In this regard, in case of restructuring, the EU government suggests the spread of the crisis on the banking systems of other countries in the Euro zone as one of the outcomes. This will most likely result in the development of debt crisis in counties like Ireland, Portugal and even Spain. In such way, the government of the European Union, together with the International Monetary Fund in March 2012 decided to provide a new portion of financial aid to Greece totaling to €130 billion. Private lenders have agreed to exchange with losses for nearly 86% of Greek bonds, which allowed reducing the public debt of Greece by €100 billion. Moreover, according to the international law, with the consent of the majority of creditors, those ones who disagree may be required to comply by force. Thus, almost 96% of Greek debt will be covered under the restructuring (Tzortzinis).
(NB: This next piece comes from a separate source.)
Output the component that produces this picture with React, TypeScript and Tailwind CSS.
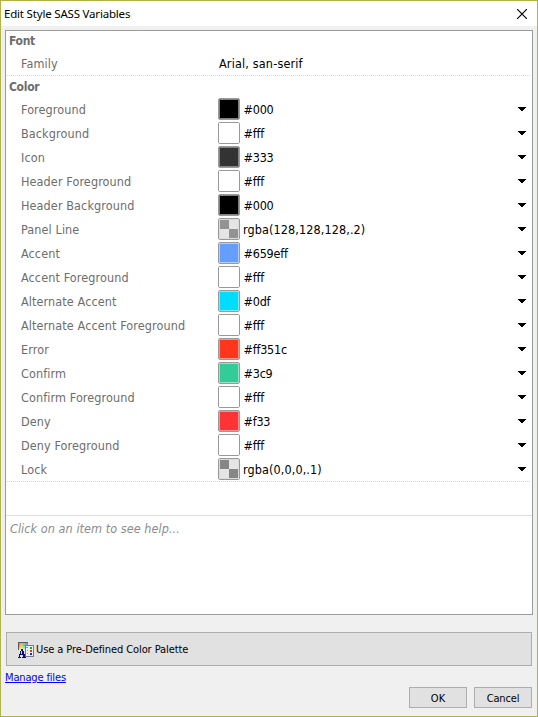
type Item = {
  label: string;
  value: string;
  fill: string;
  edge: string;
};

const items: Item[] = [
  { label: 'Foreground', value: '#000', fill: 'bg-black', edge: 'border-[#808080]' },
  { label: 'Background', value: '#fff', fill: 'bg-white', edge: 'border-white' },
  { label: 'Icon', value: '#333', fill: 'bg-[#333]', edge: 'border-[#858585]' },
  { label: 'Header Foreground', value: '#fff', fill: 'bg-white', edge: 'border-white' },
  { label: 'Header Background', value: '#000', fill: 'bg-black', edge: 'border-[#808080]' },
  { label: 'Panel Line', value: 'rgba(128,128,128,.2)', fill: 'bg-[#939393]', edge: 'border-[#dcdcdc]' },
  { label: 'Accent', value: '#659eff', fill: 'bg-[#659eff]', edge: 'border-[#b5cefa]' },
  { label: 'Accent Foreground', value: '#fff', fill: 'bg-white', edge: 'border-white' },
  { label: 'Alternate Accent', value: '#0df', fill: 'bg-[#00ddff]', edge: 'border-[#88e6f4]' },
  { label: 'Alternate Accent Foreground', value: '#fff', fill: 'bg-white', edge: 'border-white' },
  { label: 'Error', value: '#ff351c', fill: 'bg-[#ff351c]', edge: 'border-[#f5988c]' },
  { label: 'Confirm', value: '#3c9', fill: 'bg-[#33cc99]', edge: 'border-[#a0dfc9]' },
  { label: 'Confirm Foreground', value: '#fff', fill: 'bg-white', edge: 'border-white' },
  { label: 'Deny', value: '#f33', fill: 'bg-[#ff3333]', edge: 'border-[#f59797]' },
  { label: 'Deny Foreground', value: '#fff', fill: 'bg-white', edge: 'border-white' },
  { label: 'Lock', value: 'rgba(0,0,0,.1)', fill: 'bg-[#868686]', edge: 'border-[#dcdcdc]' },
];

function Swatch({ item }: { item: Item }) {
  const checked = item.value.startsWith('rgba');
  return (
    <div className="h-[22px] w-[22px] shrink-0 rounded-[2px] border border-[#999]">
      <div className={`h-5 w-5 border ${item.edge}`}>
        {checked ? (
          <div className="grid h-[18px] w-[18px] grid-cols-2 grid-rows-2 bg-[#e5e5e5]">
            <div className={item.fill} />
            <div />
            <div />
            <div className={item.fill} />
          </div>
        ) : (
          <div className={`h-[18px] w-[18px] ${item.fill}`} />
        )}
      </div>
    </div>
  );
}

function Row({ item }: { item: Item }) {
  const checked = item.value.startsWith('rgba');
  return (
    <div className="flex h-6 items-center pr-[6px] pl-[15px] text-[12.5px]">
      <span className="w-[197px] shrink-0 pt-[2px] tracking-[0.11px] text-[#6d6d6d]">{item.label}</span>
      <Swatch item={item} />
      <span
        className={`grow pt-[2px] text-black ${checked ? 'pl-[3px] tracking-[0.11px]' : 'pl-[3.5px] tracking-[-0.22px]'}`}
      >
        {item.value}
      </span>
      <svg className="h-[5px] w-2 shrink-0" viewBox="0 0 8 5" shapeRendering="crispEdges">
        <path d="M0 0h8v1H7v1H6v1H5v1H3V3H2V2H1V1H0z" />
      </svg>
    </div>
  );
}

function Dots() {
  return (
    <div className="mx-px h-px bg-[repeating-linear-gradient(90deg,#d8d8d8_0px,#d8d8d8_1px,#fff_1px,#fff_2px)]" />
  );
}

function PaletteIcon() {
  return (
    <svg className="mt-[2px] h-4 w-4 shrink-0" viewBox="0 0 16 16" shapeRendering="crispEdges">
      <defs>
        <linearGradient id="hue">
          <stop offset="0" stopColor="#e33" />
          <stop offset=".3" stopColor="#fc4" />
          <stop offset=".55" stopColor="#6d6" />
          <stop offset=".8" stopColor="#4bd" />
          <stop offset="1" stopColor="#b5c" />
        </linearGradient>
        <linearGradient id="shade" x2="0" y2="1">
          <stop offset="0" stopColor="#444" stopOpacity=".5" />
          <stop offset=".35" stopColor="#fff" stopOpacity="0" />
          <stop offset="1" stopColor="#fff" stopOpacity=".9" />
        </linearGradient>
      </defs>
      <path d="M0 0h10v9H0z" fill="url(#hue)" />
      <path d="M0 0h10v9H0z" fill="url(#shade)" />
      <path d="M0 0h10v1H0zM0 0h1v8H0z" fill="#665563" />
      <path d="M7 3h9v12H7z" fill="#777b89" />
      <path d="M8 4h7v10H8z" fill="#eef0f5" />
      <path d="M8 5h2v1H8zM9 8h1v1H9zM9 11h1v1H9z" fill="#9498a6" />
      <path d="M12 5h2v2h-2z" fill="#0b0" />
      <path d="M12 8h2v2h-2z" fill="#f22" />
      <path d="M12 11h2v2h-2z" fill="#22e" />
      <path
        d="M3 7h2v2h1v3h1v3h1v1H4v-1h1v-2H2v2h1v1H0v-1h1v-3h1V9h1zM3 9v3h1V9z"
        fill="#0c0c78"
        fillRule="evenodd"
      />
    </svg>
  );
}

export default function App() {
  return (
    <div className="flex h-[717px] w-[538px] flex-col border border-[#b0b446] bg-[#f0f0f0] font-['DejaVu_Sans_Condensed','DejaVu_Sans',sans-serif] font-stretch-condensed">
      <header className="flex h-[25px] shrink-0 items-center justify-between bg-white pr-[10px] pl-[3px]">
        <span className="font-['Noto_Sans',sans-serif] text-[11.5px] font-normal tracking-[-0.19px] text-black font-stretch-normal">
          Edit Style SASS Variables
        </span>
        <svg className="h-[10px] w-[10px]" viewBox="0 0 10 10">
          <path d="M0 0 10 10M10 0 0 10" stroke="#000" strokeWidth="1.15" fill="none" />
        </svg>
      </header>

      <main className="mt-1 ml-1 h-[585px] w-[528px] shrink-0 border border-[#9b9b9b] bg-white">
        <h2 className="h-5 pl-[3px] text-[12px] leading-[21px] font-bold tracking-[-0.3px] text-[#6d6d6d]">Font</h2>
        <div className="flex h-6 items-center pt-[2px] pl-[15px] text-[12.5px]">
          <span className="w-[198px] tracking-[0.11px] text-[#6d6d6d]">Family</span>
          <span className="tracking-[0.17px] text-black">Arial, san-serif</span>
        </div>
        <Dots />
        <h2 className="h-[21px] pl-[3px] text-[12px] leading-[23px] font-bold tracking-[-0.3px] text-[#6d6d6d]">
          Color
        </h2>
        {items.map((item) => (
          <Row key={item.label} item={item} />
        ))}
        <Dots />
        <div className="mt-[33px] border-t border-[#dfdfdf] pt-[3px] pl-1 text-[12.5px] leading-5 tracking-[0.07px] text-[#8c8c8c] italic">
          Click on an item to see help...
        </div>
      </main>

      <button className="mt-[17px] ml-[5px] flex h-[34px] w-[526px] shrink-0 items-center border border-[#adadad] bg-[#e1e1e1] pl-[11px] text-[11px] text-black">
        <PaletteIcon />
        <span className="mt-[2px] ml-[2px] tracking-[-0.09px]">Use a Pre-Defined Color Palette</span>
      </button>

      <a className="mt-[3px] ml-1 h-4 w-fit text-[11px] leading-[18px] tracking-[-0.15px] text-[#0000ff] underline">
        Manage files
      </a>

      <div className="mt-[2px] mr-[5px] flex justify-end gap-[7px]">
        <button className="h-[21px] w-[58px] border border-[#adadad] bg-[#e1e1e1] text-[11px] leading-[21px]">OK</button>
        <button className="h-[21px] w-[58px] border border-[#adadad] bg-[#e1e1e1] text-[11px] leading-[21px] tracking-[-0.15px]">
          Cancel
        </button>
      </div>
    </div>
  );
}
The new program of funding, debt restructuring and reforms can lower the debt of Greece to an acceptable level, but for this to happen, the Greek government has to comply with the creditors' claims and successfully implement the suggested reforms until 2030. Along with the increase in the debt crisis in Greece, the new problems and threats arise. There is a probability that a debt crisis might spread to other countries of Euro zone, such as Portugal, Ireland and Spain. As a result, in May 2011, an agreement was signed, the main aim of which was to obtain €26 billion loan from the International Monetary Fund and €78 billion from the members of the European Union, by the Government of Portugal (Bugge).
However, the EU might face even more serious problems, such as a threat of the debt crisis in Spain that would require significantly larger amounts of financial aid. Spain is the ninth largest economy in the world and the fourth one in the EU. That is why, its insolvency may have rather negative economic consequences for the global economy.